**Description of the task:** Repeat exactly the lines from the line with "Rebuild this UI as HTML. Inline all styles." to the line with "The picture is", including both, and leave out any pictures.

═════ Dataset entries ═════

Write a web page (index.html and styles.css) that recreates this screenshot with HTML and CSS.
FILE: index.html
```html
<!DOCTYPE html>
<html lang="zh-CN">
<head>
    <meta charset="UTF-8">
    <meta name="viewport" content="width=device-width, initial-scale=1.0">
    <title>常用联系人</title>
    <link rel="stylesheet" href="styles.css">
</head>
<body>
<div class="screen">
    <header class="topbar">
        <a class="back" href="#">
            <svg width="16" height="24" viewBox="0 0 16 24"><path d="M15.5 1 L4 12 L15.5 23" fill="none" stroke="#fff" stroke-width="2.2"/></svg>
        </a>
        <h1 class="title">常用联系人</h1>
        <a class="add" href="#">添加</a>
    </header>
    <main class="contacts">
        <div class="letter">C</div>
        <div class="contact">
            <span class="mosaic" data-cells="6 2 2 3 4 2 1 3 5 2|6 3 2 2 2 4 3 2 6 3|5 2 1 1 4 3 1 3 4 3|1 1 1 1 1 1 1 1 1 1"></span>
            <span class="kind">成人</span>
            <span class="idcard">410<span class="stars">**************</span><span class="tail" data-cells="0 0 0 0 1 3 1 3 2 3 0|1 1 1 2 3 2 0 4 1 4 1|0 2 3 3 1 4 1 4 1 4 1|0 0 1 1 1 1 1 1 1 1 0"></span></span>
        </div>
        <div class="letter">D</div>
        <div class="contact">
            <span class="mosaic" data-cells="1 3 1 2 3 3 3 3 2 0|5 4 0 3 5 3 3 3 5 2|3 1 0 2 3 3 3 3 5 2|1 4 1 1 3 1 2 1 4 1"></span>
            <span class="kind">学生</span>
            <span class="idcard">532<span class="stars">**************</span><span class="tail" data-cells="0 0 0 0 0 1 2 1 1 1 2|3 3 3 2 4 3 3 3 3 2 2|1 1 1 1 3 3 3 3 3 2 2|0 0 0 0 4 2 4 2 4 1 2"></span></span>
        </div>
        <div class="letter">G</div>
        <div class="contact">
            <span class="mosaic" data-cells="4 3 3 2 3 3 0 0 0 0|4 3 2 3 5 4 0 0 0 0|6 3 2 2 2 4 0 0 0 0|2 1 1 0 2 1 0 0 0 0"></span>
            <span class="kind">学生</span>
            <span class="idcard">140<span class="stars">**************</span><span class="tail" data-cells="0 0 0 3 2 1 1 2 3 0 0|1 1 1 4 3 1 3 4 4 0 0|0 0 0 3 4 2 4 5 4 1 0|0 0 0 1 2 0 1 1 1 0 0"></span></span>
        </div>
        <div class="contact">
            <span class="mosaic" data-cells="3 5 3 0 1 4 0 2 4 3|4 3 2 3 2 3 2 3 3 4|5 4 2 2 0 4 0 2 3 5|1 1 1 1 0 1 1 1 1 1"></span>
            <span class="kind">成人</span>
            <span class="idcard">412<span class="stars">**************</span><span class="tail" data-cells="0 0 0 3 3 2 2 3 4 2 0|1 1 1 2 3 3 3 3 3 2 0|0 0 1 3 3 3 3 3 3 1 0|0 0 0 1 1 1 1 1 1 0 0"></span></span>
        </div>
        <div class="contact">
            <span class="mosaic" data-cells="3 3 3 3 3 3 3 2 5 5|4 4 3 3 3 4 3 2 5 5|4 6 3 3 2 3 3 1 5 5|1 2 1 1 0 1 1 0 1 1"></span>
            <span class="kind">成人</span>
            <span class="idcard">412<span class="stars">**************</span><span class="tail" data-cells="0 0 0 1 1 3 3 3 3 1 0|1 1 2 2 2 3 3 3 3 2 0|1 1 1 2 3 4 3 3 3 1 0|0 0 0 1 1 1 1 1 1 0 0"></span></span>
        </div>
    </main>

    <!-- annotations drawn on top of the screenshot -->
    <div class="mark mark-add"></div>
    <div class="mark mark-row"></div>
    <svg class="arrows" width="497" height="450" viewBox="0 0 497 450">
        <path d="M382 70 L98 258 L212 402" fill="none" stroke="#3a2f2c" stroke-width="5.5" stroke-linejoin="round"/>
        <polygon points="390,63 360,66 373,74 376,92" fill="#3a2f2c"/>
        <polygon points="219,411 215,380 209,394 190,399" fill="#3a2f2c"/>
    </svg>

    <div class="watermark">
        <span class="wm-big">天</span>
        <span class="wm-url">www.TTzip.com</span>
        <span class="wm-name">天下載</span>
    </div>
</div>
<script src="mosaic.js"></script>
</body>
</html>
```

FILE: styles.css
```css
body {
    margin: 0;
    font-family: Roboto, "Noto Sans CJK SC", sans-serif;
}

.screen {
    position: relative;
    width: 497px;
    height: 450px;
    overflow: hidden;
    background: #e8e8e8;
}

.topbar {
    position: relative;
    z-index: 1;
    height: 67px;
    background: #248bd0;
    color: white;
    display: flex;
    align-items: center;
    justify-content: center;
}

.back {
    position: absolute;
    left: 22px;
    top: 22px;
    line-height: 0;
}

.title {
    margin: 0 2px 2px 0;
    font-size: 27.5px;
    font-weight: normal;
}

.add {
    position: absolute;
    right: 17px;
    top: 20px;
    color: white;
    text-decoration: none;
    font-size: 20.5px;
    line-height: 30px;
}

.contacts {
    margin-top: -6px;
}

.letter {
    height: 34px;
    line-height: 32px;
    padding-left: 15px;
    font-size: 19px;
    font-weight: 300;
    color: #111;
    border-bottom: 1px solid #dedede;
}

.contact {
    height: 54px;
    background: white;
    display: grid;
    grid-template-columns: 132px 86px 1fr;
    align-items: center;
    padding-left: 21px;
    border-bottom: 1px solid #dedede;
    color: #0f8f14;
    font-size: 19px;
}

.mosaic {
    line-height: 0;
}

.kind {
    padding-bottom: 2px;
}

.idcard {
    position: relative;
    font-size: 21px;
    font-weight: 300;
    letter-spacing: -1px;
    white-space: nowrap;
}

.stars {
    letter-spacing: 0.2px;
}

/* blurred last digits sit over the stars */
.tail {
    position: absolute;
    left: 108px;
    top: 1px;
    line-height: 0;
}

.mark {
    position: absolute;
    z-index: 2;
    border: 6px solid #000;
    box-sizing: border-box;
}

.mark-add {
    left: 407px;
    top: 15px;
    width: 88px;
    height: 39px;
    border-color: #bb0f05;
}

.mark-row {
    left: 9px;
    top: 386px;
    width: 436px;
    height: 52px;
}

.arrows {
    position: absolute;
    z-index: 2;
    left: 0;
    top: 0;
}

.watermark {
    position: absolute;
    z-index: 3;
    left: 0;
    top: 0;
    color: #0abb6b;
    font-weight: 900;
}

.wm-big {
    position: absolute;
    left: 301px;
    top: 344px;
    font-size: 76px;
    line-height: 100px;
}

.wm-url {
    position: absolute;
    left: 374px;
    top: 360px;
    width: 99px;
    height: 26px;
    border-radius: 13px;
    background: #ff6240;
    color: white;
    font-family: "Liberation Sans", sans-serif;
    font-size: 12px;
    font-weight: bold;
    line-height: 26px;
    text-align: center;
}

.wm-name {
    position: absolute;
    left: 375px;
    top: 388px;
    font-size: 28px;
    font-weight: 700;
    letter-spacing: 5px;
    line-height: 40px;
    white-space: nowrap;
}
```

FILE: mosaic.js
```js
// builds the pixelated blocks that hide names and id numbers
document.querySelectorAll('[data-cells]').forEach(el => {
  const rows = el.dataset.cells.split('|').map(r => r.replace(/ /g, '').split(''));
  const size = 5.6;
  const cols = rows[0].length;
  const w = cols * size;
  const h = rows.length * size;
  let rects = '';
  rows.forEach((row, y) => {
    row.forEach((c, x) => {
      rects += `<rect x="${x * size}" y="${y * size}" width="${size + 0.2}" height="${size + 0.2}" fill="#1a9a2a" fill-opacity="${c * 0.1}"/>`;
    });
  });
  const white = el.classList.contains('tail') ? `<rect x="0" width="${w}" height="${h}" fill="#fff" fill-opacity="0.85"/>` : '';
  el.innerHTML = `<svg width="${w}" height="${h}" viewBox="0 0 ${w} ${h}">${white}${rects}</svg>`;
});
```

═════
═════ Dataset entries ═════

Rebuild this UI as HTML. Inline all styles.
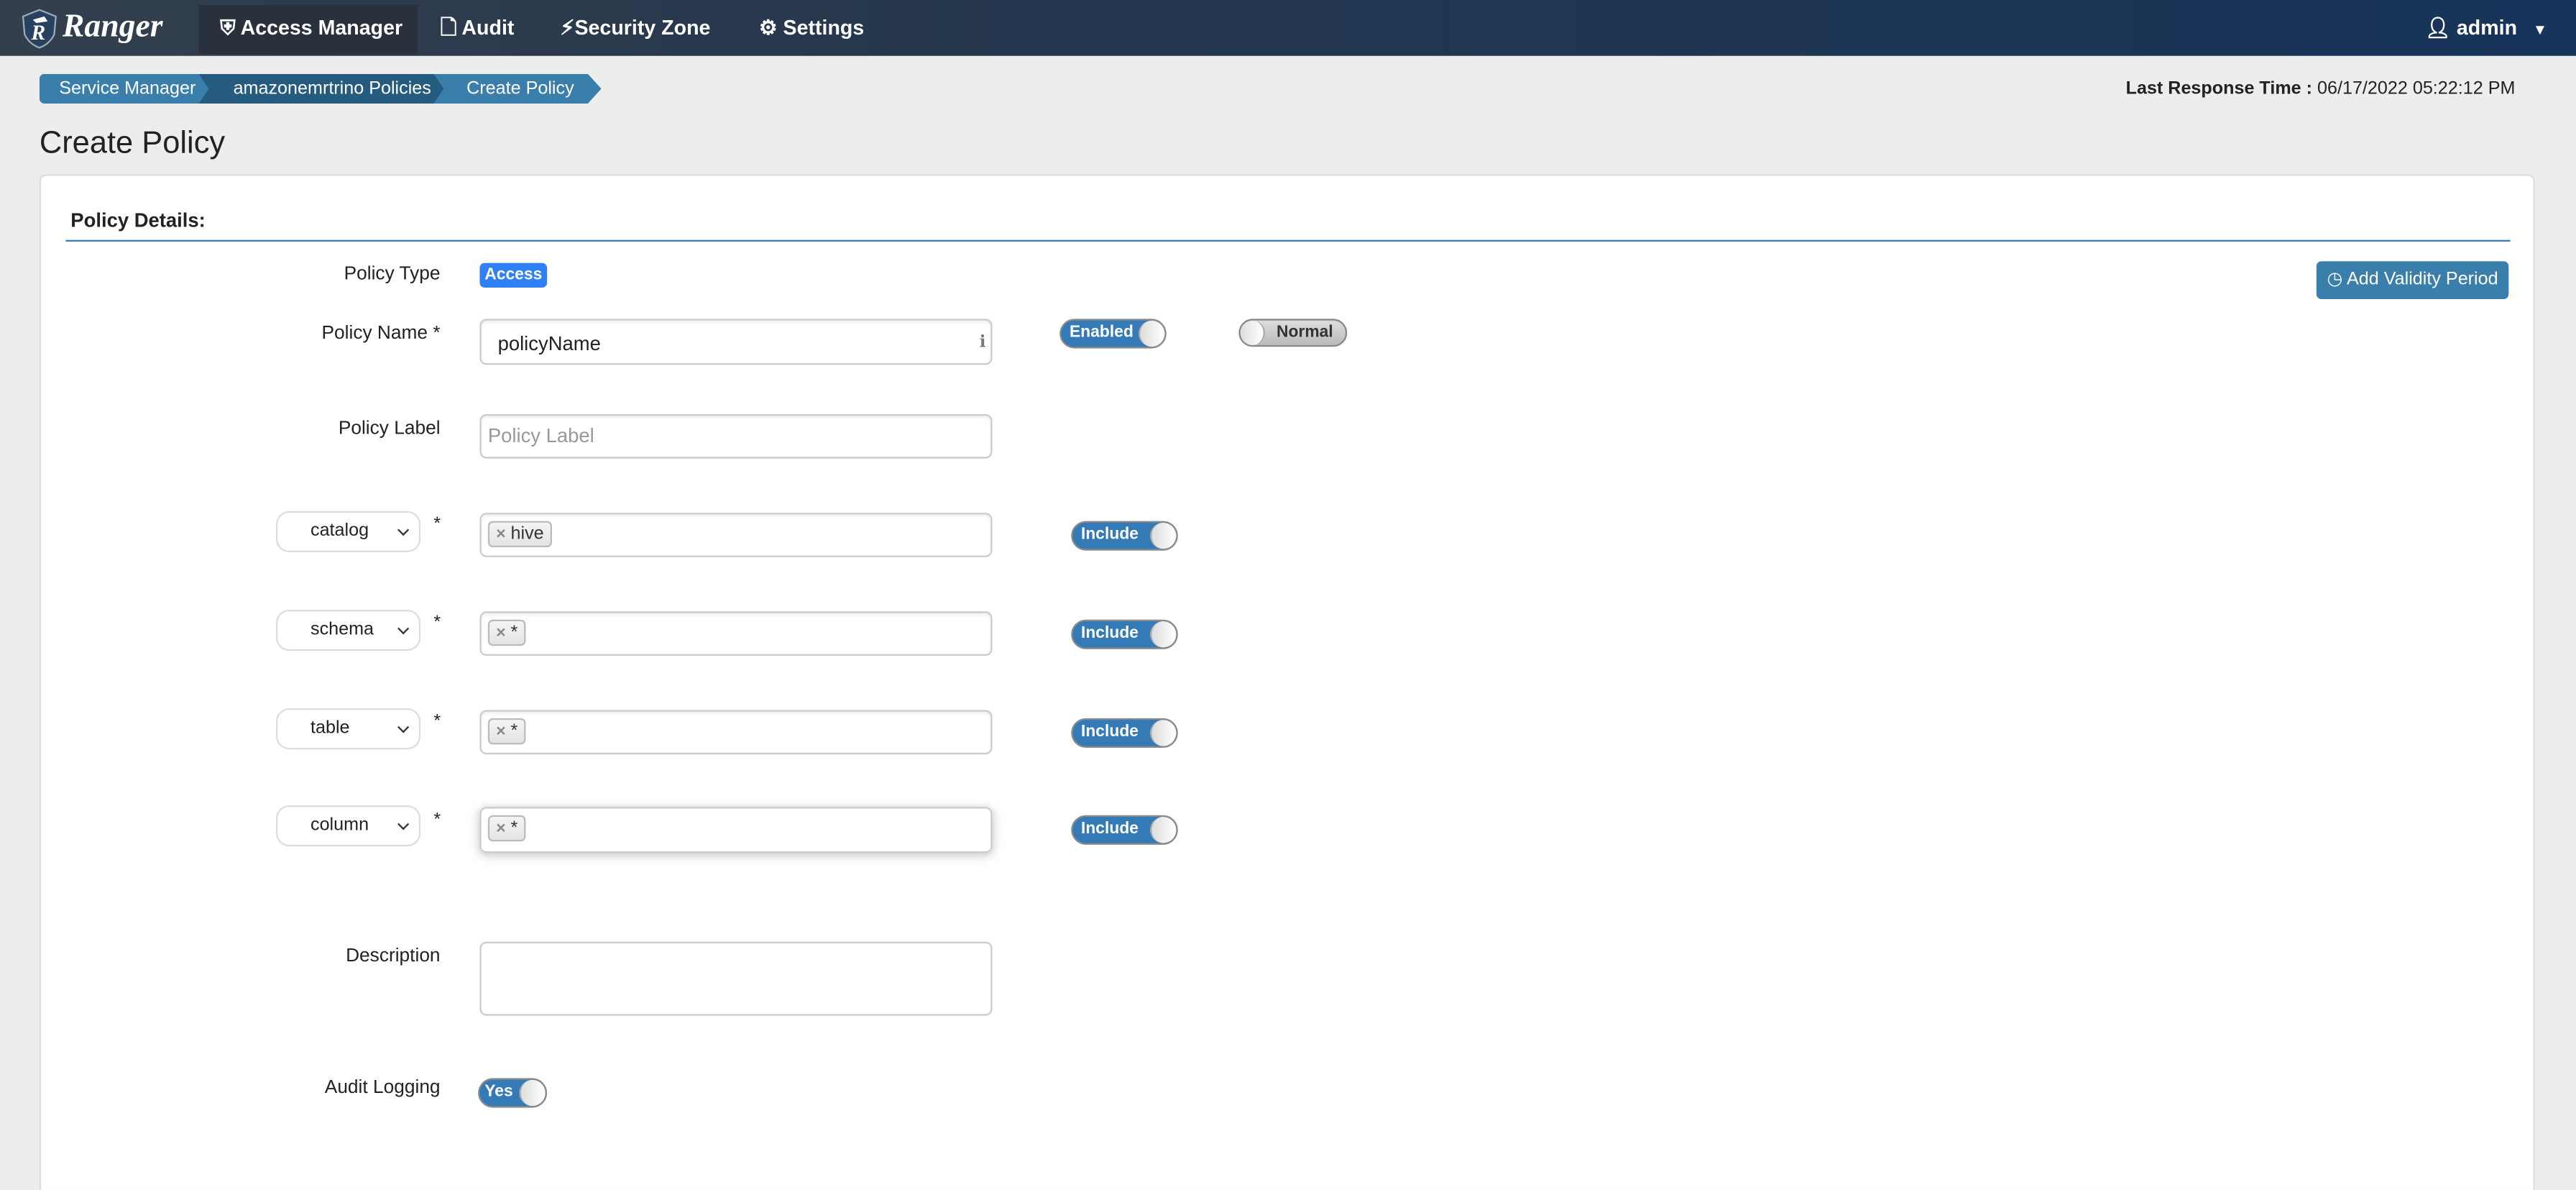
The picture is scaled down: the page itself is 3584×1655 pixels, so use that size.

═════

**Answer for this exercise:**
Rebuild this UI as HTML. Inline all styles.
The picture is scaled down: the page itself is 3584×1655 pixels, so use that size.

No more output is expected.